**Records supplied:**
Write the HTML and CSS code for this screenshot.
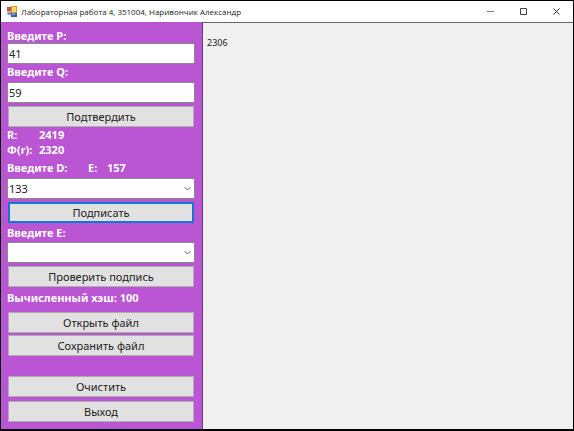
* * *
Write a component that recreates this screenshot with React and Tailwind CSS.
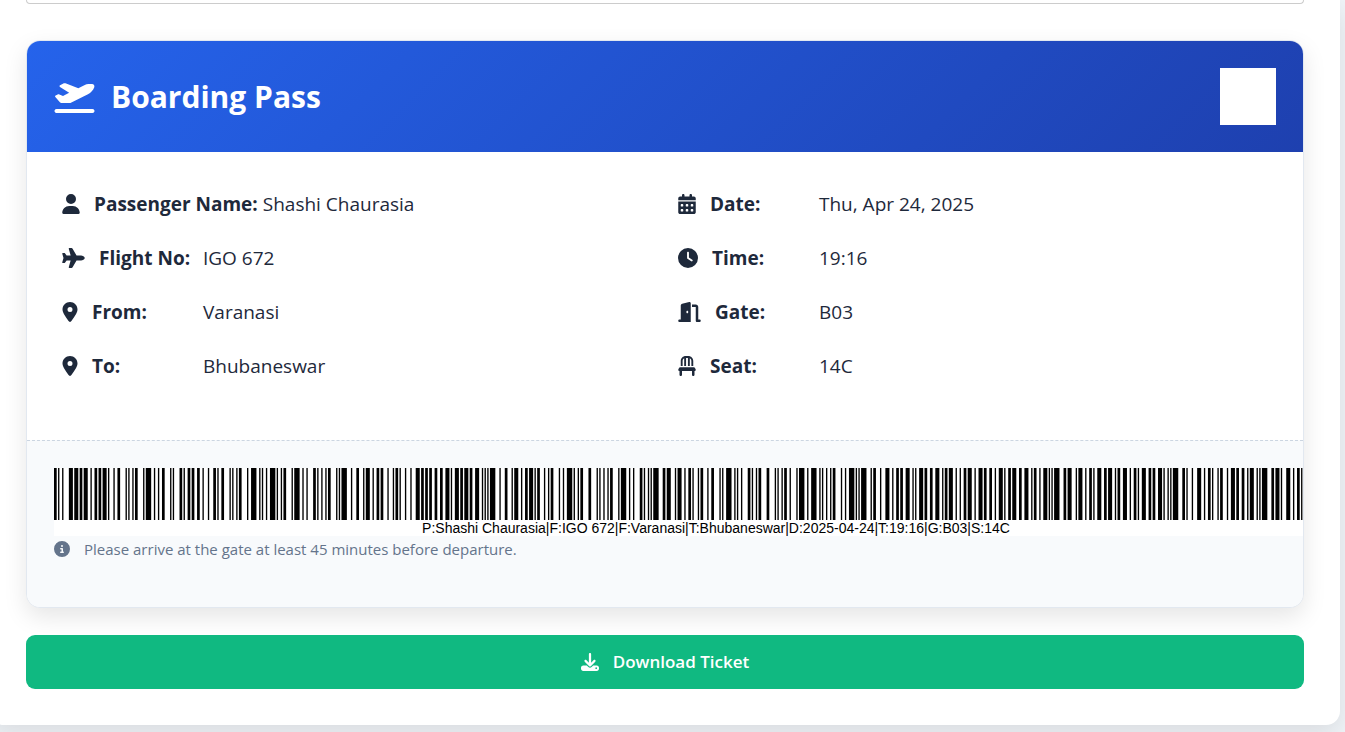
==
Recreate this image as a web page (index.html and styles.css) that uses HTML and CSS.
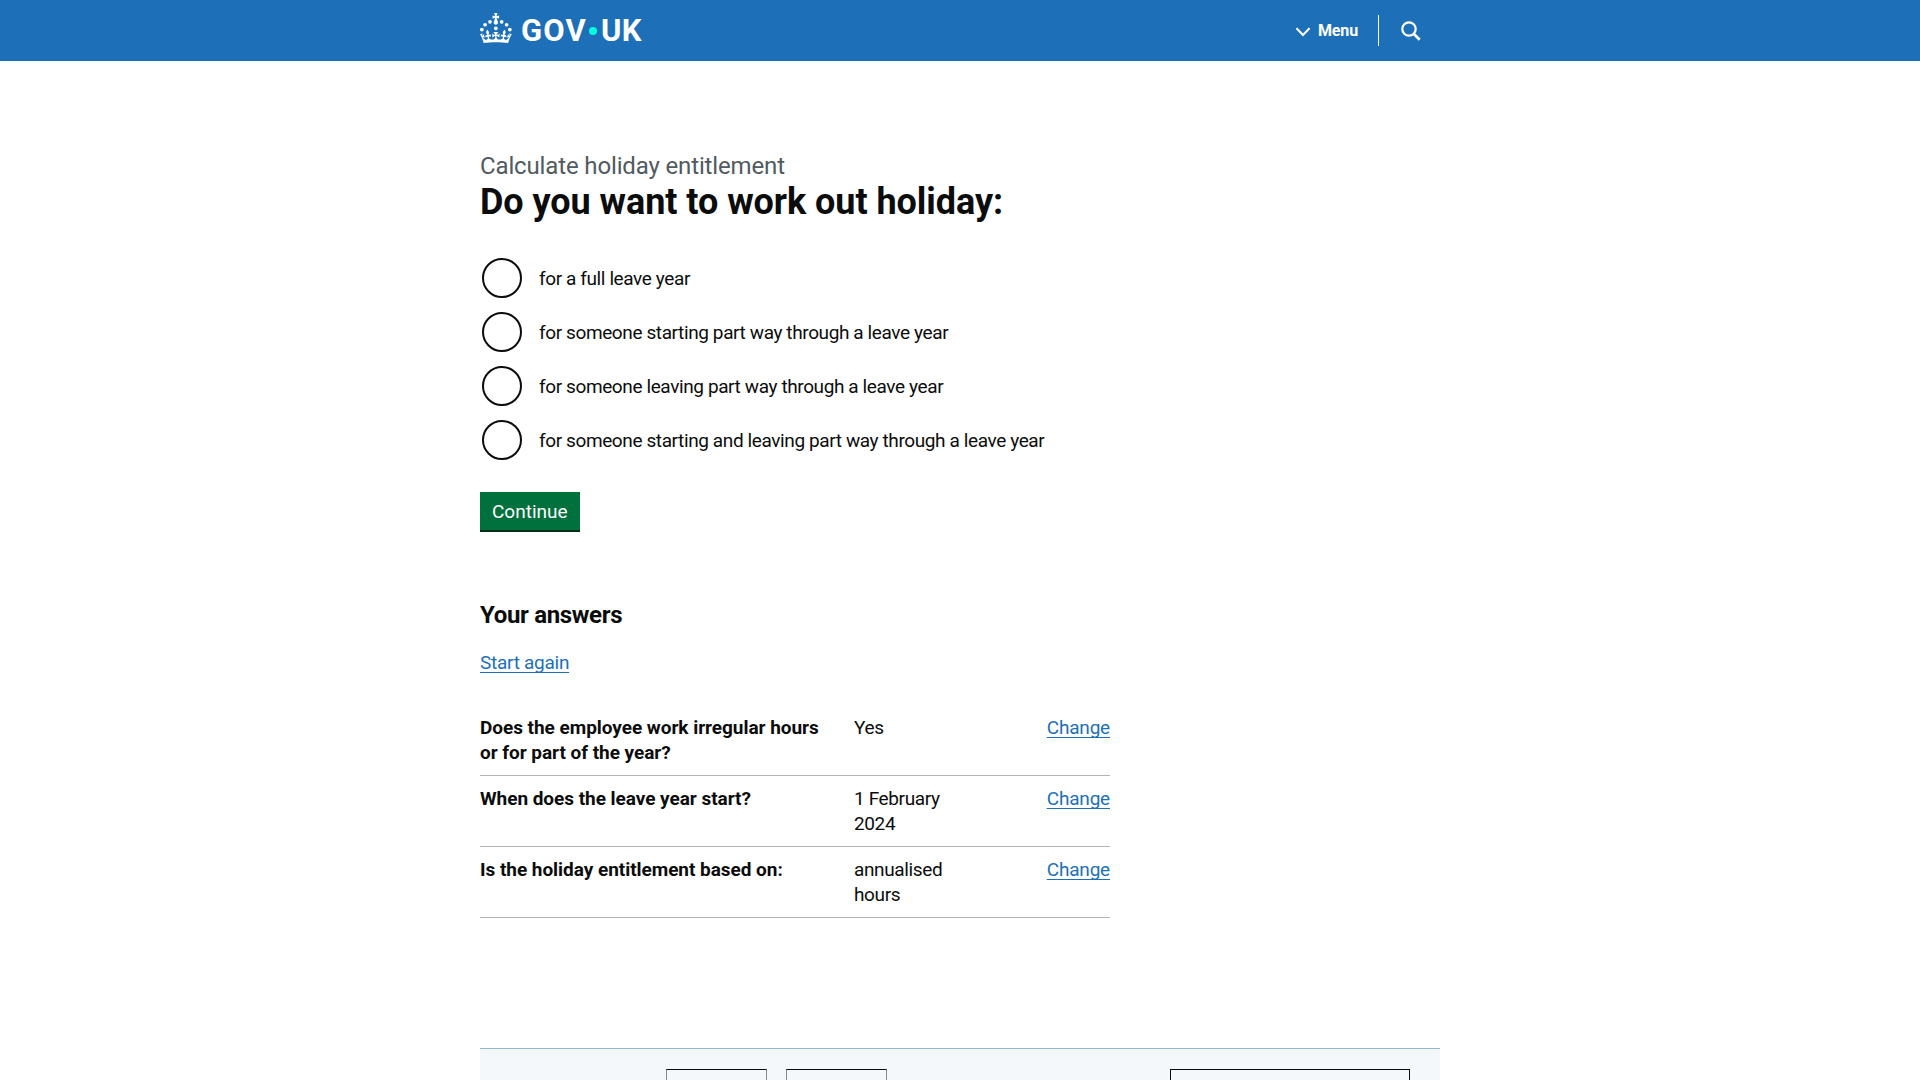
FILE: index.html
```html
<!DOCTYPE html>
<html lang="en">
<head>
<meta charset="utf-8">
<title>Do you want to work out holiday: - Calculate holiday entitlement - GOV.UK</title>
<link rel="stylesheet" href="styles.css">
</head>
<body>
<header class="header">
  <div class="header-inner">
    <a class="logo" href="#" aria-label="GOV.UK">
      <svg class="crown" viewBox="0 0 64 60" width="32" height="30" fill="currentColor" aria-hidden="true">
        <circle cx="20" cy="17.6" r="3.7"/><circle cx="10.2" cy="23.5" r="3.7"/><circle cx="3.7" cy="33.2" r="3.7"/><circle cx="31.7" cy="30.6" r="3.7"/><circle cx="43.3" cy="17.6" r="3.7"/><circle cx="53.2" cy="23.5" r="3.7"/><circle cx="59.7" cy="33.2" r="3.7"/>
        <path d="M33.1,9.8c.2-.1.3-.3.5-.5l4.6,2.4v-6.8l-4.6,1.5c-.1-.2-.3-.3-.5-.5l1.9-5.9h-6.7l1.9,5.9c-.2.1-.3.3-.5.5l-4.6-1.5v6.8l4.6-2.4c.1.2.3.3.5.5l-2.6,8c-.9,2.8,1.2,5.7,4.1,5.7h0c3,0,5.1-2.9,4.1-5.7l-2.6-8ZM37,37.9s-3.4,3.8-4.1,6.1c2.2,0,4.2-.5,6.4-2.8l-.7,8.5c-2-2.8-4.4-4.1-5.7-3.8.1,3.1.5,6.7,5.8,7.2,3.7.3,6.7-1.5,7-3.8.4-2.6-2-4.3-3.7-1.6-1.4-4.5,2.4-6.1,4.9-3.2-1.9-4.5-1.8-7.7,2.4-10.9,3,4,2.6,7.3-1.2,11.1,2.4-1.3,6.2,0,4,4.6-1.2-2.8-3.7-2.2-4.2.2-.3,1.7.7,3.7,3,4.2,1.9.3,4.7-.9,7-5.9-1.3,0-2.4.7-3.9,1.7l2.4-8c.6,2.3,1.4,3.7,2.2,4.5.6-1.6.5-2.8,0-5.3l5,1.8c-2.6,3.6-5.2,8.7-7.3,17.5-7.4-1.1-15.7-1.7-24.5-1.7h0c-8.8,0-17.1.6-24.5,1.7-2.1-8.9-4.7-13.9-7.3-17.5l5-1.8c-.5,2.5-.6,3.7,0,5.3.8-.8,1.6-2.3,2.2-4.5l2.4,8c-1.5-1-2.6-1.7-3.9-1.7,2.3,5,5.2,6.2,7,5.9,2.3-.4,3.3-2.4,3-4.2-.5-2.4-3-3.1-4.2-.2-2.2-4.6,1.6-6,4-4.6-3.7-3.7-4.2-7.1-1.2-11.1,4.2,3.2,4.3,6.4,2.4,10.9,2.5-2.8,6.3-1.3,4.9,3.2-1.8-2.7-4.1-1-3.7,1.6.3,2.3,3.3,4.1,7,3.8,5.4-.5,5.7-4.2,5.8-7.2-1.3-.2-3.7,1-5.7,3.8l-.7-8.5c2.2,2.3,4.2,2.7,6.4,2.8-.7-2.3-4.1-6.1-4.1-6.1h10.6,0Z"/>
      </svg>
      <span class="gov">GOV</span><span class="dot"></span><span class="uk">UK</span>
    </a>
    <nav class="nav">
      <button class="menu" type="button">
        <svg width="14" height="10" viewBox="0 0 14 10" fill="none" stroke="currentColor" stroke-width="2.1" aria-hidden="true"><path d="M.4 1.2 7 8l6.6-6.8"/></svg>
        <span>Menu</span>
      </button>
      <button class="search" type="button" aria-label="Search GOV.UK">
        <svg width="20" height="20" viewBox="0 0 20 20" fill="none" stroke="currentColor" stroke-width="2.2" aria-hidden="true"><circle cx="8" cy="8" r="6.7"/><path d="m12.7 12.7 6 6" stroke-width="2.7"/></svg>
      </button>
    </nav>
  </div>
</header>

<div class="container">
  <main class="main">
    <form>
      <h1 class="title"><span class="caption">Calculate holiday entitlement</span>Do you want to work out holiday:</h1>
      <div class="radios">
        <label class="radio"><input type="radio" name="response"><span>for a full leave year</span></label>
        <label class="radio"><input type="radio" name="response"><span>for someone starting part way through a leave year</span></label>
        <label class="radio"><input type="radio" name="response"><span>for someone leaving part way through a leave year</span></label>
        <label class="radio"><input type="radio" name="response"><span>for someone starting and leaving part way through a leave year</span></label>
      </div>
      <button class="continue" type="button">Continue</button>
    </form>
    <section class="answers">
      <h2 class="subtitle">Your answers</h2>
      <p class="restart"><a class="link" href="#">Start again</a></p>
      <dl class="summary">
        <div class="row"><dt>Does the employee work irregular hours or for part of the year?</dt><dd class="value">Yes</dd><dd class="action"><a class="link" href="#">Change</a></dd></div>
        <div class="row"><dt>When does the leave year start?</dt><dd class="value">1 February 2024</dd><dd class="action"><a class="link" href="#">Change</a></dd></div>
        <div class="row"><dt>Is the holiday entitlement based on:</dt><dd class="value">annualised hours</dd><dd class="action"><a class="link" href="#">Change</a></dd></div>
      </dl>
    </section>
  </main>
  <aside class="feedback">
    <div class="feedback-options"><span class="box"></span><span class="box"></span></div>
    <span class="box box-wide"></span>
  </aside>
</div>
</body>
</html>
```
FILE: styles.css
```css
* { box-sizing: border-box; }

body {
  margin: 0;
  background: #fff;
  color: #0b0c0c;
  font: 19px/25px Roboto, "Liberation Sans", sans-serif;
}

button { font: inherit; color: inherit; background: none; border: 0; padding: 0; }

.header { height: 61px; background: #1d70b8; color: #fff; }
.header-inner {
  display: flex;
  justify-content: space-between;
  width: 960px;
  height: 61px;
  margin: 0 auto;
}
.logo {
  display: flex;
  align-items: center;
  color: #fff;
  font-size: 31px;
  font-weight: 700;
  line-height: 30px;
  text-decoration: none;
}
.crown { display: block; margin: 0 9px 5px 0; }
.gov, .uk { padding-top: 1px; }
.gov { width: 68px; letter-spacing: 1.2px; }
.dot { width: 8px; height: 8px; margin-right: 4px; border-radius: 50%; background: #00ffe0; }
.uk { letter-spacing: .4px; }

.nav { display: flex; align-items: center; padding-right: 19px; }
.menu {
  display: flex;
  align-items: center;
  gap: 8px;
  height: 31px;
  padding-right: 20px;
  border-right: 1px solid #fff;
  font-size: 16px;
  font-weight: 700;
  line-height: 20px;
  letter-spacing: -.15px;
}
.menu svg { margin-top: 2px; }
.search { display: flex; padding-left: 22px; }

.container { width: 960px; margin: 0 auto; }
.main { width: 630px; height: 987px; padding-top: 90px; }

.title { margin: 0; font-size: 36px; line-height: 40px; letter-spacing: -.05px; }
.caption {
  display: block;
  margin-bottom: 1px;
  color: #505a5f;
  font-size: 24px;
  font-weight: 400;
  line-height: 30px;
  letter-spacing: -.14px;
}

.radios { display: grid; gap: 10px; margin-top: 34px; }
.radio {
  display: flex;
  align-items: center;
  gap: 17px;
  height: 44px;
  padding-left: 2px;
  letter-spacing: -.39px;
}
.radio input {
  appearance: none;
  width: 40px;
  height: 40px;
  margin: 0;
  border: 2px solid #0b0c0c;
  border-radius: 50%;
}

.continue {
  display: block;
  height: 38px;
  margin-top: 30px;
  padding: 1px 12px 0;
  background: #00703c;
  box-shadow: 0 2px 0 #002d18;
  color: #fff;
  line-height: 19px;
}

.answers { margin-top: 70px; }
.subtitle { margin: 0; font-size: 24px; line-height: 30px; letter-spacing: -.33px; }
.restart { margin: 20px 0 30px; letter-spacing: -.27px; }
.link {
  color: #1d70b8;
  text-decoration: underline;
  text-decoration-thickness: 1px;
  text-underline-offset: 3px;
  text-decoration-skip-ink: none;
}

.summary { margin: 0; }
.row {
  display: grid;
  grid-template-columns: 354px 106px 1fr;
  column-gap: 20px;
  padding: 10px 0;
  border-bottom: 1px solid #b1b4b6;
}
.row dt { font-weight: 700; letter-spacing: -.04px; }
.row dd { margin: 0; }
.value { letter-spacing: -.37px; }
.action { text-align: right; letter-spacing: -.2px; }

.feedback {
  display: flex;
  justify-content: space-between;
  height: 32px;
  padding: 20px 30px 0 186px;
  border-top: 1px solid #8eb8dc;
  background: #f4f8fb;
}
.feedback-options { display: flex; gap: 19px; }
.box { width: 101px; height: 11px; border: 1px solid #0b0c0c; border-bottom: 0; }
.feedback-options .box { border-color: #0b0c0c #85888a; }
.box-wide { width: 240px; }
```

**Job:**
Wherever a line in the data above holds "this", copy that line.

**Result:**
Write the HTML and CSS code for this screenshot.
Write a component that recreates this screenshot with React and Tailwind CSS.
Recreate this image as a web page (index.html and styles.css) that uses HTML and CSS.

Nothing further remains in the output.